Figuur 5.41. Bijgebouw 2 (schaal 1:200).

zijden geplaatst. Met uitzondering van de ondiep bewaarde paalkuil SP 13-451 in de oostelijke helft van de constructie, zijn geen wandpalen aangetroffen.

De omvang van de structuur bedraagt ongeveer 9 bij 5 m, waarbij de lange zijden een gebogen verloop kennen, zodat een bootvormige plattegrond ontstaat. Aangezien de palen uitgegraven zijn, wordt verondersteld dat Bijgebouw 3 ontmanteld is. Uit de vulling van de paalkuilen is slechts een potscherf uit kogelpotwaar verzameld.

Bijgebouw 4

In het zuidelijke gedeelte van het terrein bevindt zich een tweebeukige structuur, waarvan de constructie gedragen wordt door vier middenstaanders met gemiddelde bewaarde diepte van 16 cm en vier bewaarde wandpalen die gemiddeld tot op 16,5 cm bewaard zijn.

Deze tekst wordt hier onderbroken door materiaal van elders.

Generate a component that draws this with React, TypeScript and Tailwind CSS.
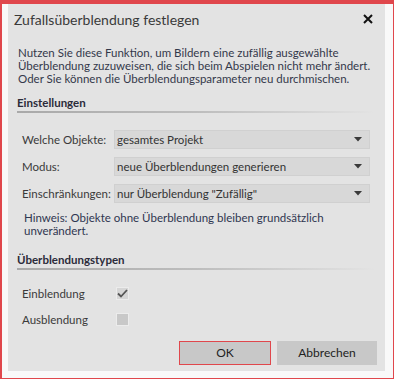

De omvang van Bijgebouw 4 bedraagt minimaal 7,5 bij 4,5 m, aangezien een mogelijk vervolg zich onder de huidige bebouwing bevindt. De paalkuilen vertonen geen sporen van herstellingen of herbouw en uit de vulling van de sporen is geen materiaal verzameld.

Figuur 5.42. Bijgebouw 3 (schaal 1:200).

Figuur 5.43. Bijgebouw 4 (schaal 1:200).

Daarentegen oversnijdt paalkuil SP 886 een noord-zuid georiënteerde greppel (SP 18-890), waaruit een fragment van een sikkelrand is aangetroffen en bijgevolg een terminus post quem levert voor de aanleg en het gebruik van Bijgebouw 4 vanaf omstreeks het midden van de elfde eeuw.